Task requirements: Every line with the word "screenshot" in it should be extracted from the data that follows.

Exercise materials:

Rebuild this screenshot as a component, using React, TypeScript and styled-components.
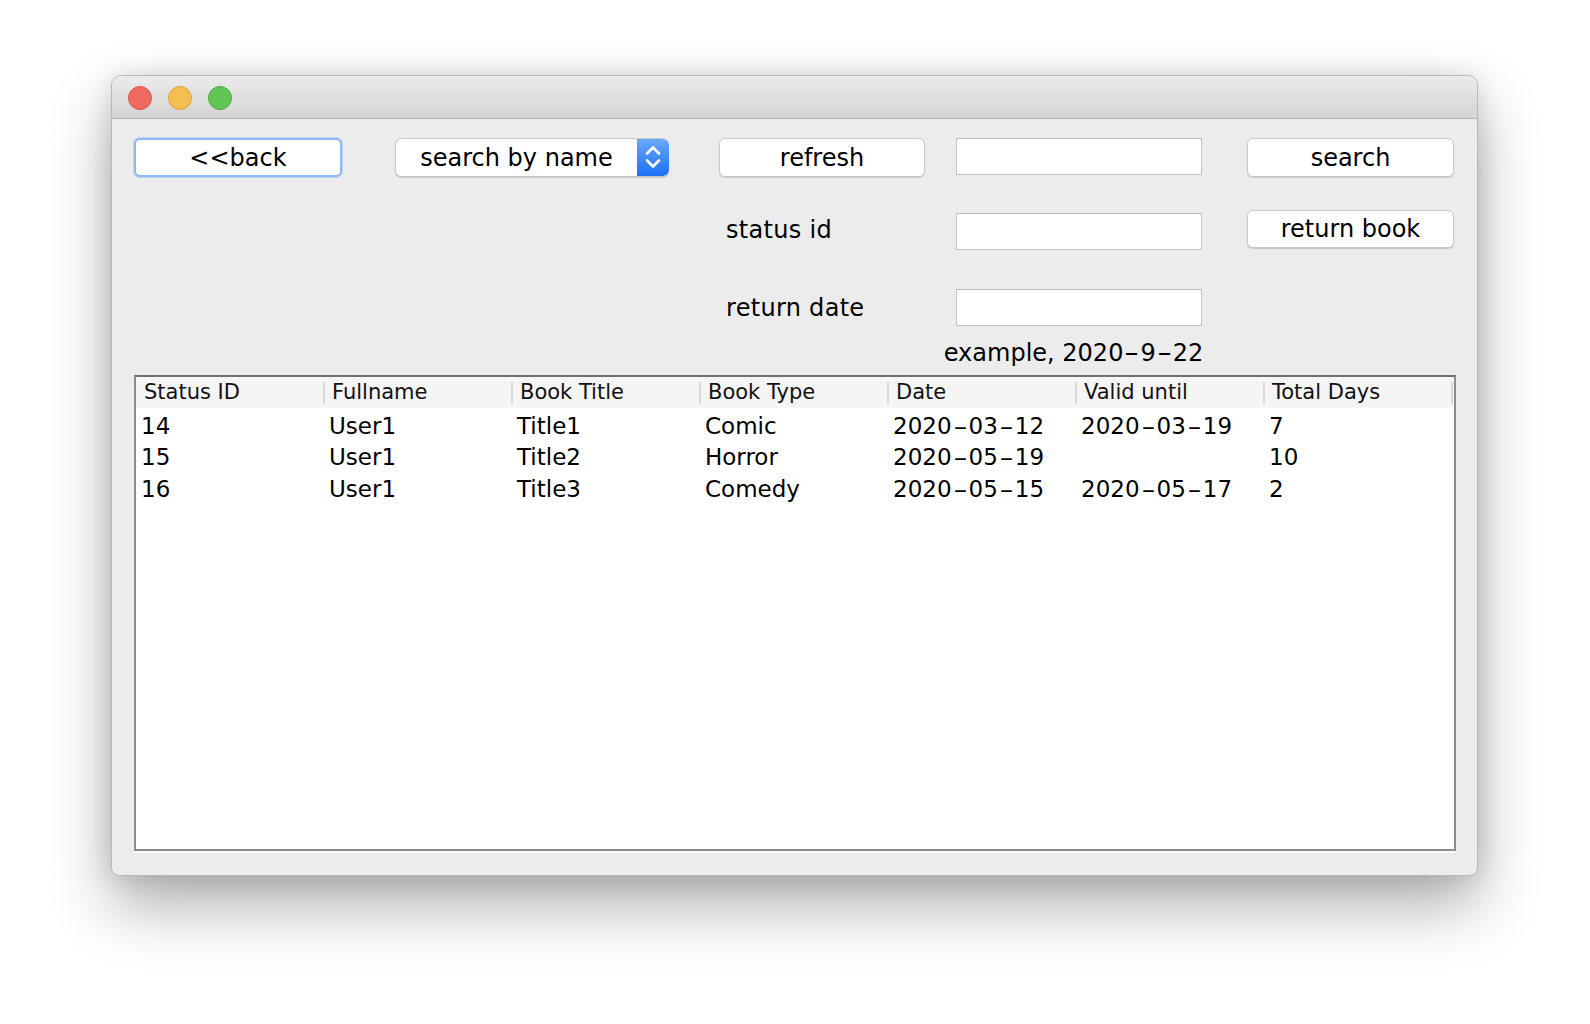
import React from "react";
import styled, { createGlobalStyle } from "styled-components";

const GlobalStyle = createGlobalStyle`
  html, body { margin: 0; padding: 0; background: #ffffff; }
  body { font-family: "DejaVu Sans", "Liberation Sans", sans-serif; }
`;

const FONT = `"DejaVu Sans", "Liberation Sans", sans-serif`;

const Page = styled.div`
  width: 1590px;
  height: 1024px;
  box-sizing: border-box;
  padding: 75px 0 0 111px;
  background: #ffffff;
  overflow: hidden;
`;

const Window = styled.div`
  width: 1367px;
  height: 801px;
  box-sizing: border-box;
  display: flex;
  flex-direction: column;
  background: #ececec;
  border: 1px solid #b8b8b8;
  border-radius: 10px 10px 8px 8px;
  box-shadow: 0 30px 62px rgba(0, 0, 0, 0.32), 0 0 26px rgba(0, 0, 0, 0.12);
  overflow: hidden;
`;

const TitleBar = styled.div`
  height: 43px;
  flex: none;
  display: flex;
  align-items: center;
  gap: 16px;
  padding: 1px 0 0 16px;
  box-sizing: border-box;
  background: linear-gradient(#ebebeb, #d4d4d4);
  border-bottom: 1px solid #b3b3b3;
`;

const Light = styled.span<{ $fill: string; $stroke: string }>`
  width: 24px;
  height: 24px;
  box-sizing: border-box;
  border-radius: 50%;
  background: ${(p) => p.$fill};
  border: 1px solid ${(p) => p.$stroke};
`;

const Content = styled.div`
  flex: 1;
  display: flex;
  flex-direction: column;
  padding: 19px 21px 24px 22px;
  min-height: 0;
`;

const FormRow = styled.div<{ $mt: number; $h: number }>`
  display: grid;
  grid-template-columns: 261px 324px 237px 291px 1fr;
  height: ${(p) => p.$h}px;
  margin-top: ${(p) => p.$mt}px;
  align-items: start;
`;

const Button = styled.button<{ $w: number; $h?: number; $focused?: boolean; $col: number; $mt?: number }>`
  grid-column: ${(p) => p.$col};
  box-sizing: border-box;
  width: ${(p) => p.$w}px;
  height: ${(p) => p.$h ?? 39}px;
  margin-top: ${(p) => p.$mt ?? 0}px;
  padding: 0;
  background: #ffffff;
  border: ${(p) => (p.$focused ? "2px solid #8db8f1" : "1px solid #c9c9c9")};
  border-radius: 6px;
  box-shadow: ${(p) =>
    p.$focused ? "0 0 0 1px rgba(160, 196, 242, 0.6)" : "0 1px 1px rgba(0, 0, 0, 0.16)"};
  font-family: ${FONT};
  font-size: 24px;
  color: #000;
  cursor: default;
`;

const Combo = styled.div<{ $col: number }>`
  grid-column: ${(p) => p.$col};
  width: 274px;
  height: 39px;
  box-sizing: border-box;
  display: flex;
  background: #ffffff;
  border: 1px solid #c9c9c9;
  border-right: none;
  border-radius: 6px;
  box-shadow: 0 1px 1px rgba(0, 0, 0, 0.16);
  overflow: hidden;
`;

const ComboText = styled.span`
  flex: 1;
  display: flex;
  align-items: center;
  justify-content: center;
  font-family: ${FONT};
  font-size: 24px;
  color: #000;
`;

const ComboArrow = styled.span`
  width: 32px;
  flex: none;
  display: flex;
  align-items: center;
  justify-content: center;
  background: linear-gradient(#6aa9fc, #1b70f5);
  border-radius: 0 6px 6px 0;
`;

const Field = styled.input<{ $col: number; $self?: string }>`
  grid-column: ${(p) => p.$col};
  align-self: ${(p) => p.$self ?? "start"};
  width: 246px;
  height: 37px;
  box-sizing: border-box;
  background: #ffffff;
  border: 1px solid #c4c4c4;
  border-top-color: #b9b9b9;
  border-radius: 0;
  outline: none;
  padding: 0 6px;
  font-family: ${FONT};
  font-size: 22px;
`;

const Label = styled.span<{ $col: number }>`
  grid-column: ${(p) => p.$col};
  align-self: center;
  padding-left: 7px;
  font-family: ${FONT};
  font-size: 24px;
  letter-spacing: 0.3px;
  color: #000;
`;

const Hint = styled.span<{ $col: number }>`
  grid-column: ${(p) => p.$col};
  justify-self: start;
  width: 265px;
  margin-left: -15px;
  text-align: center;
  line-height: 30px;
  font-family: ${FONT};
  font-size: 24px;
  white-space: nowrap;
  color: #000;
`;

const Dash = styled.span<{ $w: number }>`
  display: inline-block;
  width: ${(p) => p.$w}px;
  text-align: center;
  transform: scaleX(1.75);
`;

const TableBox = styled.div`
  flex: 1;
  margin-top: 7px;
  background: #ffffff;
  border: 2px solid #8c8c8c;
  border-top-color: #707070;
  box-shadow: 0 2px 0 #ffffff;
  display: flex;
  flex-direction: column;
  min-height: 0;
`;

const Grid = styled.div`
  display: grid;
  grid-template-columns: repeat(7, 188px);
`;

const HeaderRow = styled(Grid)`
  background: #f5f5f5;
  height: 31px;
`;

const HeaderCell = styled.div`
  position: relative;
  padding: 3px 0 0 8px;
  line-height: 25px;
  font-family: ${FONT};
  font-size: 21px;
  color: #111;
  white-space: nowrap;

  &::after {
    content: "";
    position: absolute;
    right: -1px;
    top: 5px;
    bottom: 4px;
    width: 2px;
    background: #dadada;
  }
`;

const DataRow = styled(Grid)`
  height: 31.3px;
`;

const DataCell = styled.div`
  padding: 6px 0 0 5px;
  line-height: 25px;
  font-family: ${FONT};
  font-size: 23px;
  color: #000;
  white-space: nowrap;
`;

const columns = ["Status ID", "Fullname", "Book Title", "Book Type", "Date", "Valid until", "Total Days"];

const rows = [
  ["14", "User1", "Title1", "Comic", "2020-03-12", "2020-03-19", "7"],
  ["15", "User1", "Title2", "Horror", "2020-05-19", "", "10"],
  ["16", "User1", "Title3", "Comedy", "2020-05-15", "2020-05-17", "2"],
];

function WideDashes({ text, w }: { text: string; w: number }) {
  const parts = text.split("-");
  return (
    <>
      {parts.map((p, i) => (
        <React.Fragment key={i}>
          {i > 0 && <Dash $w={w}>-</Dash>}
          {p}
        </React.Fragment>
      ))}
    </>
  );
}

const Chevrons = () => (
  <svg width="32" height="37" viewBox="0 0 32 37">
    <path d="M10 14.5 L16 8.5 L22 14.5" stroke="#fff" strokeWidth="2.6" fill="none" strokeLinecap="round" strokeLinejoin="round" />
    <path d="M10 21.5 L16 27.5 L22 21.5" stroke="#fff" strokeWidth="2.6" fill="none" strokeLinecap="round" strokeLinejoin="round" />
  </svg>
);

export default function App() {
  return (
    <>
      <GlobalStyle />
      <Page>
        <Window>
          <TitleBar>
            <Light $fill="#ee6a5f" $stroke="#d9574c" />
            <Light $fill="#f5bf4f" $stroke="#d9a33f" />
            <Light $fill="#62c655" $stroke="#50a842" />
          </TitleBar>
          <Content>
            <FormRow $mt={0} $h={39}>
              <Button $col={1} $w={208} $focused>
                &lt;&lt;back
              </Button>
              <Combo $col={2}>
                <ComboText>search by name</ComboText>
                <ComboArrow>
                  <Chevrons />
                </ComboArrow>
              </Combo>
              <Button $col={3} $w={206}>
                refresh
              </Button>
              <Field $col={4} />
              <Button $col={5} $w={207}>
                search
              </Button>
            </FormRow>
            <FormRow $mt={32} $h={41}>
              <Label $col={3}>status id</Label>
              <Field $col={4} $self="end" />
              <Button $col={5} $w={207} $h={38} $mt={1}>
                return book
              </Button>
            </FormRow>
            <FormRow $mt={39} $h={37}>
              <Label $col={3}>return date</Label>
              <Field $col={4} />
            </FormRow>
            <FormRow $mt={12} $h={30}>
              <Hint $col={4}>
                <WideDashes text="example, 2020-9-22" w={17} />
              </Hint>
            </FormRow>
            <TableBox>
              <HeaderRow>
                {columns.map((c) => (
                  <HeaderCell key={c}>{c}</HeaderCell>
                ))}
              </HeaderRow>
              {rows.map((r) => (
                <DataRow key={r[0]}>
                  {r.map((v, i) => (
                    <DataCell key={i}>
                      <WideDashes text={v} w={17} />
                    </DataCell>
                  ))}
                </DataRow>
              ))}
            </TableBox>
          </Content>
        </Window>
      </Page>
    </>
  );
}
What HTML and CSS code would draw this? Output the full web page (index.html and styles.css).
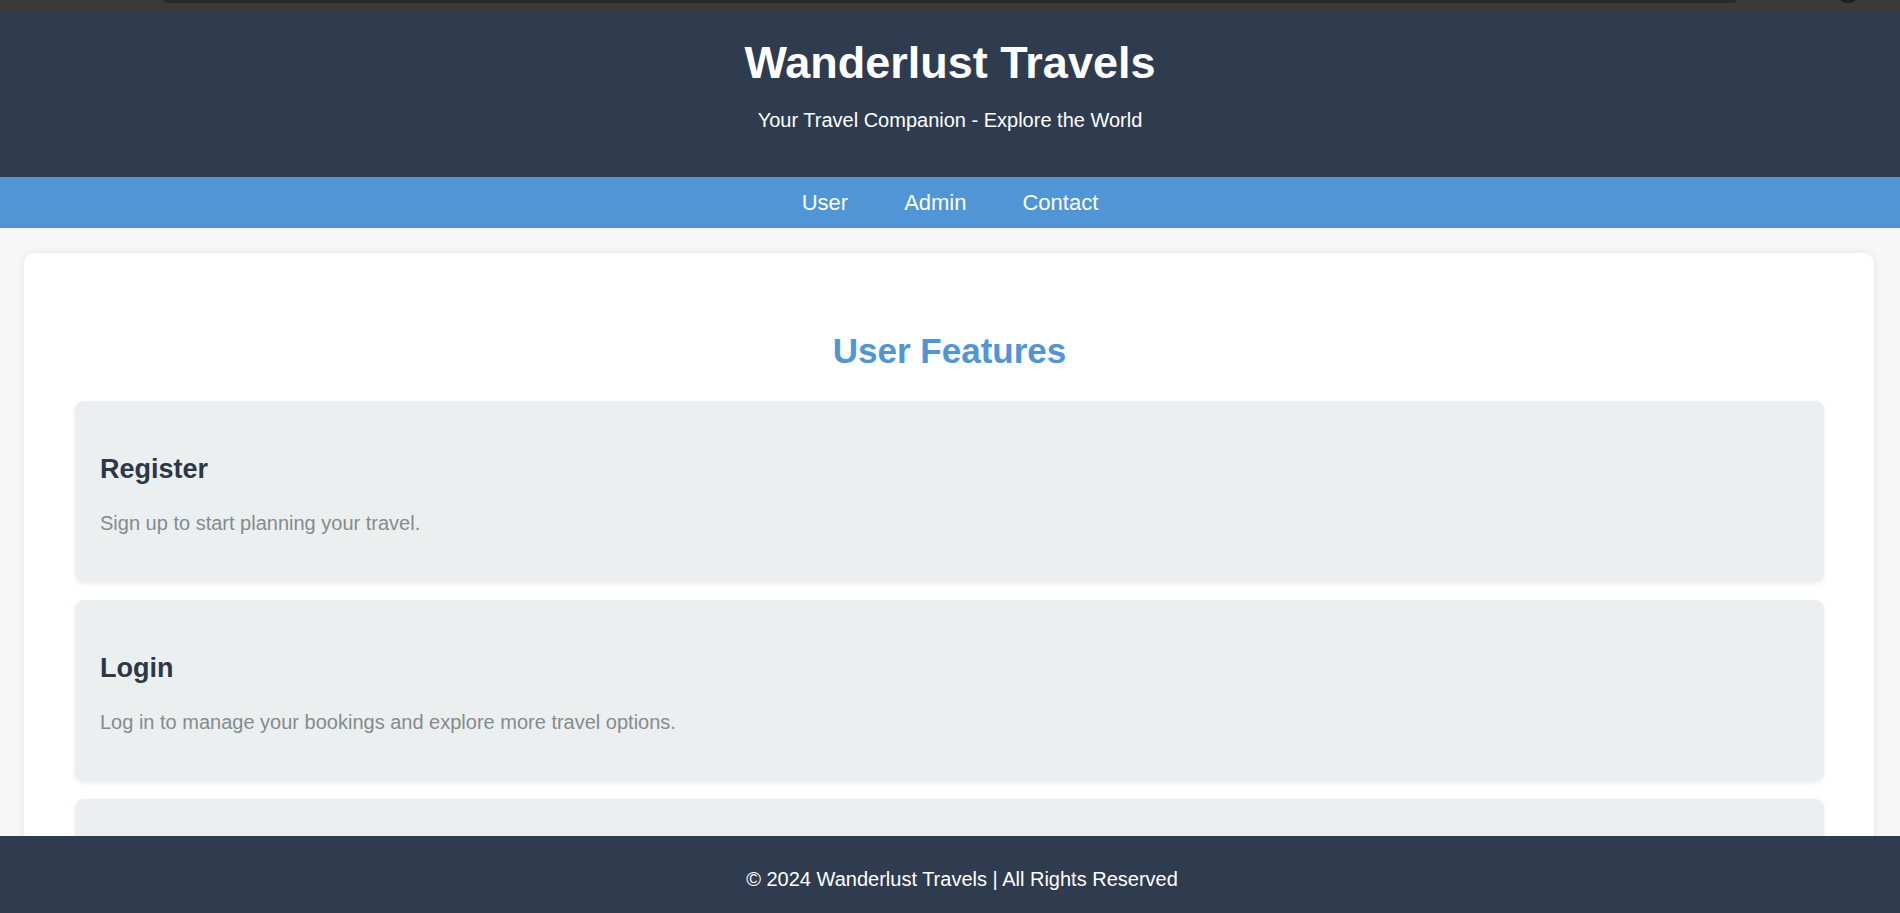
FILE: index.html
```html
<!DOCTYPE html>
<html lang="en">
<head>
<meta charset="utf-8">
<title>Wanderlust Travels</title>
<link rel="stylesheet" href="styles.css">
</head>
<body>
<div class="chrome"><div class="chrome-bar"></div><div class="chrome-dot"></div></div>
<header class="site-header">
  <h1 class="site-title">Wanderlust Travels</h1>
  <p class="site-tagline">Your Travel Companion - Explore the World</p>
</header>
<nav class="site-nav">
  <a href="#" class="nav-link">User</a>
  <a href="#" class="nav-link">Admin</a>
  <a href="#" class="nav-link">Contact</a>
</nav>
<main class="content">
  <h2 class="section-title">User Features</h2>
  <section class="feature">
    <h3 class="feature-title">Register</h3>
    <p class="feature-text">Sign up to start planning your travel.</p>
  </section>
  <section class="feature">
    <h3 class="feature-title">Login</h3>
    <p class="feature-text">Log in to manage your bookings and explore more travel options.</p>
  </section>
  <section class="feature">
    <h3 class="feature-title">Search Destinations</h3>
    <p class="feature-text">Find the best places to visit around the world.</p>
  </section>
</main>
<footer class="site-footer">
  <p class="footer-text">&copy; 2024 Wanderlust Travels | All Rights Reserved</p>
</footer>
</body>
</html>
```
FILE: styles.css
```css
html, body {
  margin: 0;
  padding: 0;
}

body {
  background: #f7f7f7;
  font-family: "Liberation Sans", Arial, sans-serif;
  color: #2c3e50;
  padding-bottom: 100px;
}

.chrome {
  height: 12px;
  background: #3a3a3a;
  position: relative;
}

.chrome-bar {
  margin-left: 164px;
  width: 1572px;
  height: 3px;
  background: #2a2a2a;
  border-radius: 0 0 4px 4px;
}

.chrome-dot {
  position: absolute;
  top: -6px;
  left: 1840px;
  width: 16px;
  height: 9px;
  border-radius: 50%;
  background: #1e1e1e;
}

.site-header {
  background: #2f3c4f;
  color: #ffffff;
  text-align: center;
  padding: 25px 0;
}

.site-title {
  margin: 0 0 21px;
  font-size: 45px;
  line-height: 51px;
  font-weight: bold;
}

.site-tagline {
  margin: 0 0 20px;
  font-size: 20px;
}

.site-nav {
  background: #5095d5;
  display: flex;
  justify-content: center;
  gap: 56px;
  padding: 13px 0;
}

.nav-link {
  color: #ffffff;
  text-decoration: none;
  font-size: 22px;
  line-height: 25px;
}

.content {
  margin: 25px 26px 0 24px;
  background: #ffffff;
  border-radius: 10px;
  box-shadow: 0 0 10px rgba(0, 0, 0, 0.08);
  padding: 50px 50px 30px 51px;
}

.section-title {
  margin: 28px 0 30px;
  text-align: center;
  color: #5095d5;
  font-size: 35px;
  font-weight: bold;
}

.feature {
  background: #ebeff0;
  border-radius: 9px;
  box-shadow: 0 2px 5px rgba(0, 0, 0, 0.08);
  padding: 25px;
  margin-bottom: 18px;
}

.feature-title {
  margin: 28px 0 27px;
  font-size: 27px;
  font-weight: bold;
  color: #2c3848;
}

.feature-text {
  margin: 0 0 22px;
  font-size: 20px;
  color: #858b8d;
}

.site-footer {
  position: fixed;
  left: 0;
  right: 0;
  bottom: 0;
  height: 77px;
  box-sizing: border-box;
  padding: 10px 0 0 24px;
  background: #2f3c4f;
  color: #ffffff;
  display: flex;
  align-items: center;
  justify-content: center;
}

.footer-text {
  margin: 0;
  font-size: 20px;
}
```
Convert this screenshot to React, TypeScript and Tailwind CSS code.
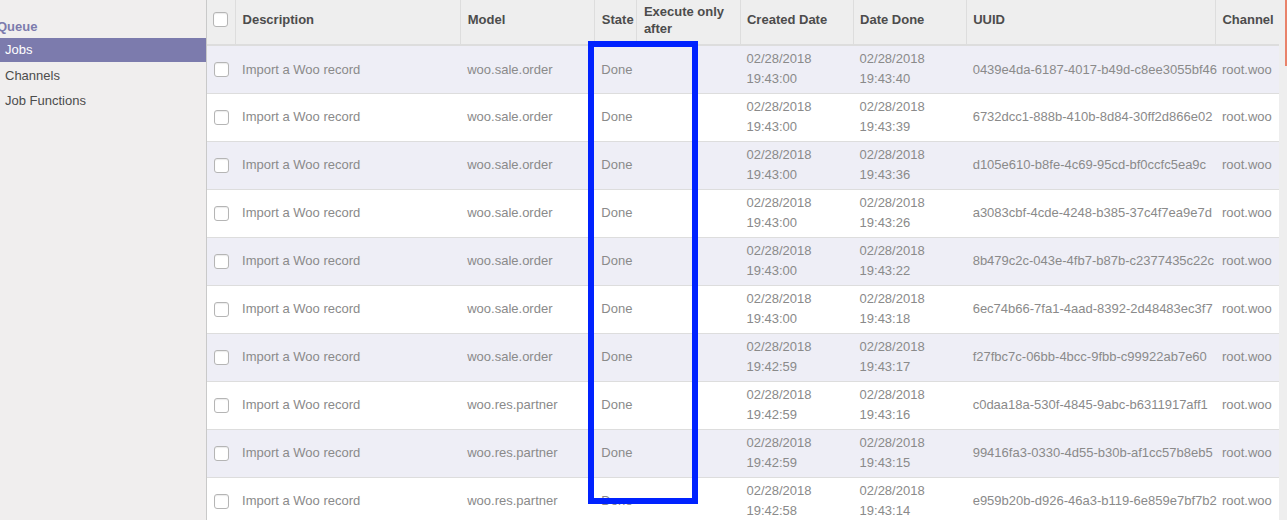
import React from "react";

const rows = [
  ["woo.sale.order", "19:43:00", "19:43:40", "0439e4da-6187-4017-b49d-c8ee3055bf46"],
  ["woo.sale.order", "19:43:00", "19:43:39", "6732dcc1-888b-410b-8d84-30ff2d866e02"],
  ["woo.sale.order", "19:43:00", "19:43:36", "d105e610-b8fe-4c69-95cd-bf0ccfc5ea9c"],
  ["woo.sale.order", "19:43:00", "19:43:26", "a3083cbf-4cde-4248-b385-37c4f7ea9e7d"],
  ["woo.sale.order", "19:43:00", "19:43:22", "8b479c2c-043e-4fb7-b87b-c2377435c22c"],
  ["woo.sale.order", "19:43:00", "19:43:18", "6ec74b66-7fa1-4aad-8392-2d48483ec3f7"],
  ["woo.sale.order", "19:42:59", "19:43:17", "f27fbc7c-06bb-4bcc-9fbb-c99922ab7e60"],
  ["woo.res.partner", "19:42:59", "19:43:16", "c0daa18a-530f-4845-9abc-b6311917aff1"],
  ["woo.res.partner", "19:42:59", "19:43:15", "99416fa3-0330-4d55-b30b-af1cc57b8eb5"],
  ["woo.res.partner", "19:42:58", "19:43:14", "e959b20b-d926-46a3-b119-6e859e7bf7b2"],
];

const cols = [
  { label: "", w: "w-[28px]" },
  { label: "Description", w: "w-[225px]" },
  { label: "Model", w: "w-[134px]" },
  { label: "State", w: "w-[42px]" },
  { label: "Execute only after", w: "w-[104px]" },
  { label: "Created Date", w: "w-[113px]" },
  { label: "Date Done", w: "w-[113px]" },
  { label: "UUID", w: "w-[249px]" },
  { label: "Channel", w: "w-[63px]" },
];

function Checkbox() {
  return (
    <span className="block w-[15px] h-[15px] rounded-[3px] border border-[#b5b5b5] bg-white shadow-[inset_0_1px_1px_rgba(0,0,0,0.08)]" />
  );
}

function Sidebar() {
  return (
    <div className="w-[207px] shrink-0 bg-[#f0eeee] border-r border-[#c9c9c9] pt-[17px] text-[13px]">
      <div className="-ml-[3px] h-[20px] leading-[20px] font-bold text-[#7c7bad]">Queue</div>
      <div className="mt-[1px] h-[24px] leading-[24px] pl-[5px] bg-[#7c7bad] text-white">Jobs</div>
      <div className="h-[25px] leading-[25px] pl-[5px] mt-[1px] text-[#4c4c4c]">Channels</div>
      <div className="h-[25px] leading-[25px] pl-[5px] text-[#4c4c4c]">Job Functions</div>
    </div>
  );
}

export default function App() {
  return (
    <div className="relative flex h-[520px] w-[1287px] overflow-hidden bg-white font-['Liberation_Sans',Arial,sans-serif] text-[13px]">
      <Sidebar />
      <div className="w-[1072px] shrink-0">
        <table className="table-fixed w-[1072px] border-collapse">
          <thead>
            <tr className="h-[45px] bg-[#eeeeee] border-b-2 border-[#dddddd]">
              {cols.map((c, i) => (
                <th
                  key={i}
                  className={`${c.w} ${i > 0 ? "border-l border-[#dddddd]" : ""} ${i > 0 && i < 5 ? "pl-[7px] pr-[5px]" : "px-[6px]"} pb-[5px] text-left align-middle font-bold text-[#4c4c4c] leading-[17px]`}
                >
                  {i === 0 ? <Checkbox /> : c.label}
                </th>
              ))}
            </tr>
          </thead>
          <tbody>
            {rows.map((r, i) => (
              <tr
                key={i}
                className={`h-[48px] border-b border-[#dddddd] ${i % 2 === 0 ? "bg-[#eeeef6]" : "bg-white"} text-[#8a8a8a]`}
              >
                <td className="pl-[7px] pr-[5px] align-middle">
                  <Checkbox />
                </td>
                <td className="pl-[7px] pr-[5px] align-middle">Import a Woo record</td>
                <td className="pl-[7px] pr-[5px] align-middle">{r[0]}</td>
                <td className="pl-[7px] pr-[5px] align-middle">Done</td>
                <td className="px-[6px] align-middle"></td>
                <td className="px-[6px] align-middle leading-[20px]">
                  02/28/2018
                  <br />
                  {r[1]}
                </td>
                <td className="px-[6px] align-middle leading-[20px]">
                  02/28/2018
                  <br />
                  {r[2]}
                </td>
                <td className="px-[6px] align-middle whitespace-nowrap">{r[3]}</td>
                <td className="px-[6px] align-middle whitespace-nowrap">root.woo</td>
              </tr>
            ))}
          </tbody>
        </table>
      </div>
      <div className="w-[8px] shrink-0 bg-[#eeeeee] flex justify-end">
        <div className="w-[2px] h-[66px] bg-[#e9836a]" />
      </div>
      <div className="absolute left-[588px] top-[41px] w-[110px] h-[463px] border-[6px] border-[#0022ff] pointer-events-none" />
    </div>
  );
}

Correct answer:
Rebuild this screenshot as a component, using React, TypeScript and styled-components.
Convert this screenshot to React, TypeScript and Tailwind CSS code.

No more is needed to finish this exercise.